Using the records below, please work out how many lines contain "React"; answer with the number alone.
>> Begin Source data
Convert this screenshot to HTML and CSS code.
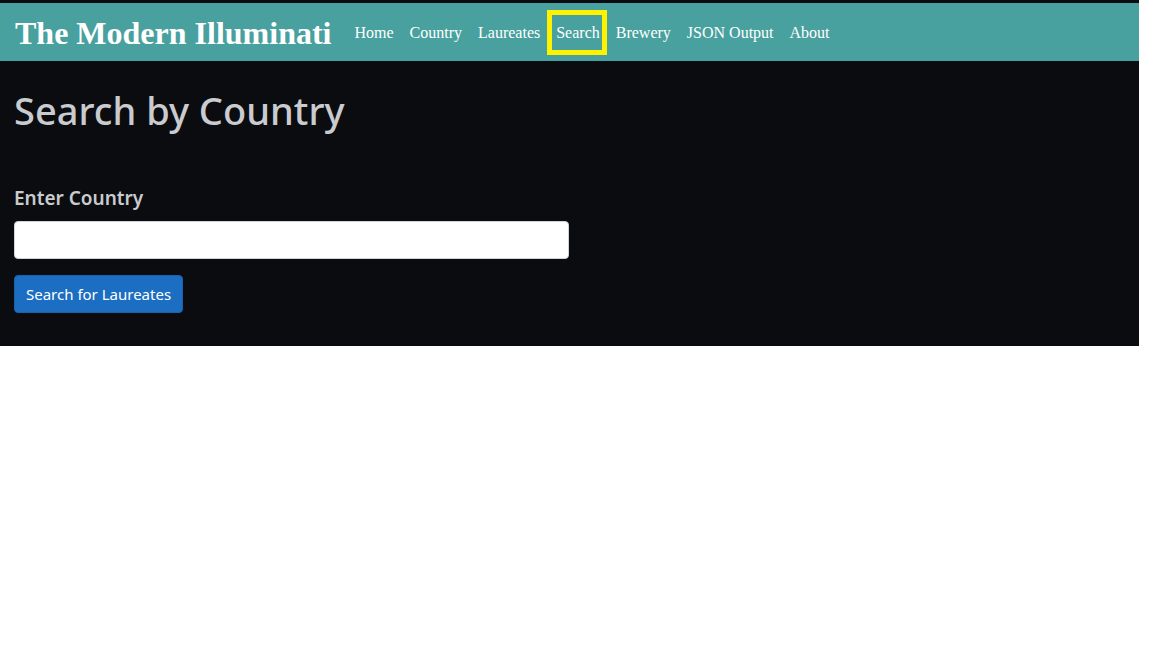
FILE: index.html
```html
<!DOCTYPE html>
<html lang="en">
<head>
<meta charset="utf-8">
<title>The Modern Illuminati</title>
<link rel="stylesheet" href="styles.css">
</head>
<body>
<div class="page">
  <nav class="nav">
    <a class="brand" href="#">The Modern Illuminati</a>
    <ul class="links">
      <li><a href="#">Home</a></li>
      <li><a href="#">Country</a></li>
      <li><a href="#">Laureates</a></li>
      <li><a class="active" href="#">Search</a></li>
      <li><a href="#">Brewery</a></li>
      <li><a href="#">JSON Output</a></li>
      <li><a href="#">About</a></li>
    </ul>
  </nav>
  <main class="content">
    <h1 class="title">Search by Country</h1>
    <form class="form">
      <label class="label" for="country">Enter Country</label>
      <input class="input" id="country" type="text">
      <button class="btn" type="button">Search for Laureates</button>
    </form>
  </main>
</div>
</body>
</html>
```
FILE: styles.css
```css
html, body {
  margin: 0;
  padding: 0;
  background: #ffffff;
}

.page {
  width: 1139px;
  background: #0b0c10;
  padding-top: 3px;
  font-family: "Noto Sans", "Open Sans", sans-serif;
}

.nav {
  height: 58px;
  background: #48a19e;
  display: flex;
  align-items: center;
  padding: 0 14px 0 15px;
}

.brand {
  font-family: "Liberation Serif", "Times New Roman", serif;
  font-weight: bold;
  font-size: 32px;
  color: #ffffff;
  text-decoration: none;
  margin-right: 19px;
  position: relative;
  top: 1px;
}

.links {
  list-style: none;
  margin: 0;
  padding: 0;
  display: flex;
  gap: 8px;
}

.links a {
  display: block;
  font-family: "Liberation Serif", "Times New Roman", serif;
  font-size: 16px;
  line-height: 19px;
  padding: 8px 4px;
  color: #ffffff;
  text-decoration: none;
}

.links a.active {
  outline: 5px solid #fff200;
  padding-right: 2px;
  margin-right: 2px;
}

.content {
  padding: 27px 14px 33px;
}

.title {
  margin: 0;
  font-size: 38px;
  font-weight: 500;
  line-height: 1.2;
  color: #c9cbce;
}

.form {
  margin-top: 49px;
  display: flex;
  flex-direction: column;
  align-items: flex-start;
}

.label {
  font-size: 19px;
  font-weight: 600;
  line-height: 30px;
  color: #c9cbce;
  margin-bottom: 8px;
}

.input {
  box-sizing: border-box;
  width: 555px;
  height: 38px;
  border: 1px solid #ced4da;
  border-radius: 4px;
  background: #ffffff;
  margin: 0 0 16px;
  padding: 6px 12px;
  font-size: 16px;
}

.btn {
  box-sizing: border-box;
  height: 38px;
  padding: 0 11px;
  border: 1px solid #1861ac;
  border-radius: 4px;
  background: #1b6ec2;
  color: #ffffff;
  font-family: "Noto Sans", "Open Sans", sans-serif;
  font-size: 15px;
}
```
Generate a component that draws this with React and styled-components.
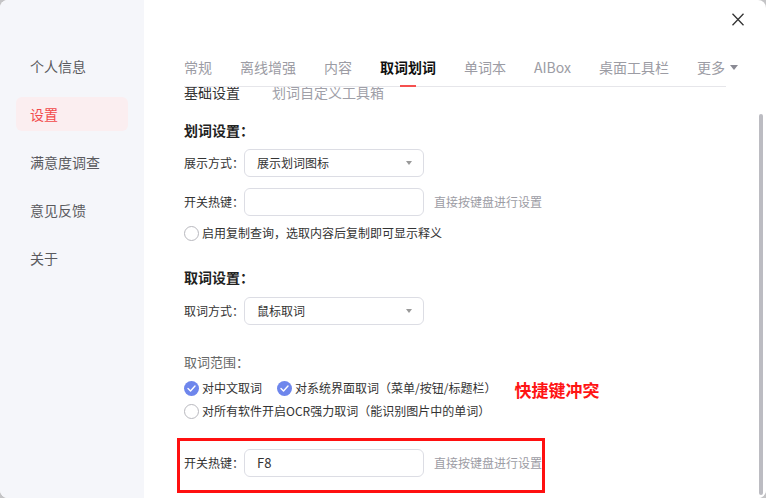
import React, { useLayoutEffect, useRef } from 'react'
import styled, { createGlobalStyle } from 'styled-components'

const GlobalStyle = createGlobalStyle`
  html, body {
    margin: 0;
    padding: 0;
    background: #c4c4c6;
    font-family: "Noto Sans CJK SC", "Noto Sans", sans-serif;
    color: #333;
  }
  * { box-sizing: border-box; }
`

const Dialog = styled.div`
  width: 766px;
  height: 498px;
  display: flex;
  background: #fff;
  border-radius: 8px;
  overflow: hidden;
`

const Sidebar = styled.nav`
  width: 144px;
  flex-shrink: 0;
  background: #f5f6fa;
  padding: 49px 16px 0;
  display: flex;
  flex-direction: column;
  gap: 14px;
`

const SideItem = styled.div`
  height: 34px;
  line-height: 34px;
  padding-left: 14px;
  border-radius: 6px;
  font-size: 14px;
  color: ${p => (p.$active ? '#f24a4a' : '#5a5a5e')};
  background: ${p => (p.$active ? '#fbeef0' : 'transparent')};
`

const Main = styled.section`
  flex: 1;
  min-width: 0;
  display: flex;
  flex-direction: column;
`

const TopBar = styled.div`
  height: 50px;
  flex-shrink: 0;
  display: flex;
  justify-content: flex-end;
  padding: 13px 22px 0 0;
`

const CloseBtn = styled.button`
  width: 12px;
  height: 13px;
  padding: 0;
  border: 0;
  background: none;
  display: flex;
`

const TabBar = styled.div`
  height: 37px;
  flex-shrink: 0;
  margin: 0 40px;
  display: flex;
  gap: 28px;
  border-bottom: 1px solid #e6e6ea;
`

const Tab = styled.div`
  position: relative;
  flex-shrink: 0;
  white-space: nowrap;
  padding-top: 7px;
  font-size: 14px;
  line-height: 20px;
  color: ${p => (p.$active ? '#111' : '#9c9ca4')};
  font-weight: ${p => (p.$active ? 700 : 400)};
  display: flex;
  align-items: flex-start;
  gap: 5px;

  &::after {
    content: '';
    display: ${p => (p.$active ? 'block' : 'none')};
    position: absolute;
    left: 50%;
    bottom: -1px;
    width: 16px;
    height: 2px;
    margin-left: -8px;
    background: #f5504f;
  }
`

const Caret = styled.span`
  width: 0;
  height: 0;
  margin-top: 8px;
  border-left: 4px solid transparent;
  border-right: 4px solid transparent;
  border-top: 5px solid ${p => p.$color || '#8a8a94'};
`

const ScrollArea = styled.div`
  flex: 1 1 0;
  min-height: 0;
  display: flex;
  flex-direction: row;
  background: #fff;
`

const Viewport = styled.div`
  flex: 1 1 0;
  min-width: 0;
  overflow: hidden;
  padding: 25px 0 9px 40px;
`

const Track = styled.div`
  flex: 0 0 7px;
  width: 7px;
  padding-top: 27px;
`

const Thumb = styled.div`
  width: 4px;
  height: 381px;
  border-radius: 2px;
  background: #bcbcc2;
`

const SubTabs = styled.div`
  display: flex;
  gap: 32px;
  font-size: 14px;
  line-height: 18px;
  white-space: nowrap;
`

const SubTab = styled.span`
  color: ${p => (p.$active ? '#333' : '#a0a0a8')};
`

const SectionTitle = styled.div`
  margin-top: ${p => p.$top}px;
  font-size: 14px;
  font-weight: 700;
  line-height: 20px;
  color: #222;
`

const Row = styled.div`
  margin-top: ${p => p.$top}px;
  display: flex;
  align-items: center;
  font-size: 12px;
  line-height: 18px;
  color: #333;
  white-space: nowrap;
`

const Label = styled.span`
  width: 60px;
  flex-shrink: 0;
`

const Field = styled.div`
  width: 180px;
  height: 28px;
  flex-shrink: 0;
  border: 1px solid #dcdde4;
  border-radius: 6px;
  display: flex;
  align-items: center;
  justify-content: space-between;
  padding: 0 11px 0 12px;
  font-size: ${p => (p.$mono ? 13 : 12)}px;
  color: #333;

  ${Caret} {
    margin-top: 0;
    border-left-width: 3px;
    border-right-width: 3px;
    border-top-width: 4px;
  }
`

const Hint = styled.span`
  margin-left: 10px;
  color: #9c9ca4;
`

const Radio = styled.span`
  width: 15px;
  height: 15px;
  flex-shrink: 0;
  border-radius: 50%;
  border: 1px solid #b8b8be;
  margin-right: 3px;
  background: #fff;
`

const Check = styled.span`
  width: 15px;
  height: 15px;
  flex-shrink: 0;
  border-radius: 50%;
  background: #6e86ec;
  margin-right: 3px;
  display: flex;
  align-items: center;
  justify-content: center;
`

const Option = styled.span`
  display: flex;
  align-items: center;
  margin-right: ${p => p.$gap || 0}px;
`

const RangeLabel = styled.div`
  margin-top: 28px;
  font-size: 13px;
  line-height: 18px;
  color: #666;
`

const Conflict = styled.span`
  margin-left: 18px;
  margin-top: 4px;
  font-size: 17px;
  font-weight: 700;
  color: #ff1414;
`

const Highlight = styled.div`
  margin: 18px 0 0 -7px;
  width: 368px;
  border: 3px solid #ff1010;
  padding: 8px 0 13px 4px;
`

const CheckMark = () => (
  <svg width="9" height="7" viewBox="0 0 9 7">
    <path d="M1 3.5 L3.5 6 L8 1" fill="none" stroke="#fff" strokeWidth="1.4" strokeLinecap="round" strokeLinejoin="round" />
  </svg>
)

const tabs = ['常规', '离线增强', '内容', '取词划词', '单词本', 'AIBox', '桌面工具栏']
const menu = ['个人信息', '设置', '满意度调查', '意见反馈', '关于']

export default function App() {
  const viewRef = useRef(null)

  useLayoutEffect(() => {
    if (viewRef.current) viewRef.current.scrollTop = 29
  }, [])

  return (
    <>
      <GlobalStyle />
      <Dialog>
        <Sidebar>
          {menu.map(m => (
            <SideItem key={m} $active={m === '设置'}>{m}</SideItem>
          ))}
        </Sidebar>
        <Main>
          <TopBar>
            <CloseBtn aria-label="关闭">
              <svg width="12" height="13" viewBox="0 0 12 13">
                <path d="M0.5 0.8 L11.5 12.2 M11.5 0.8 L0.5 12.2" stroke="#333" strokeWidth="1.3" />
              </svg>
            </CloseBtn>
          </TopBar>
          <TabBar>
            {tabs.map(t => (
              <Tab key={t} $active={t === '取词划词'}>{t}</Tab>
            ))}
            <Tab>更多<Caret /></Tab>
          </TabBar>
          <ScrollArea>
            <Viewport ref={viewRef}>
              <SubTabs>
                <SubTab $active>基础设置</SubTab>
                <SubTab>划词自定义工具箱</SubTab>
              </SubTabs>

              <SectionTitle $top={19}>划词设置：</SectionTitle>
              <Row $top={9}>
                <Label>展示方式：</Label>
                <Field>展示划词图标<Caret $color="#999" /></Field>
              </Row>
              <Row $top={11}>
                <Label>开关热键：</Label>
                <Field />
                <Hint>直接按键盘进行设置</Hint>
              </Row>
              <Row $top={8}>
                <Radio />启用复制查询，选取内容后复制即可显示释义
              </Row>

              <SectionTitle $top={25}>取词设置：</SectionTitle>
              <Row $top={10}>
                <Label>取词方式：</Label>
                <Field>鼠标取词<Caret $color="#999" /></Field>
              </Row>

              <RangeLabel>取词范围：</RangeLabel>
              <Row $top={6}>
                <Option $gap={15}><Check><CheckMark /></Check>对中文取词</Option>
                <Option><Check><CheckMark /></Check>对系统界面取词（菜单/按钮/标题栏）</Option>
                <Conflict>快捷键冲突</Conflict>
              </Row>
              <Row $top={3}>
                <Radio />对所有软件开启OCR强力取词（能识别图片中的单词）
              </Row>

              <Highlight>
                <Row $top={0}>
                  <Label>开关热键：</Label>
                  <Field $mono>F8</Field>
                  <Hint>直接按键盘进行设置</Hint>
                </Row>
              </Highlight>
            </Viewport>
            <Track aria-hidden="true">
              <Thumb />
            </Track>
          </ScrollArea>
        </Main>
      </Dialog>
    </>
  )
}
>> End Source data
Solved exercise
2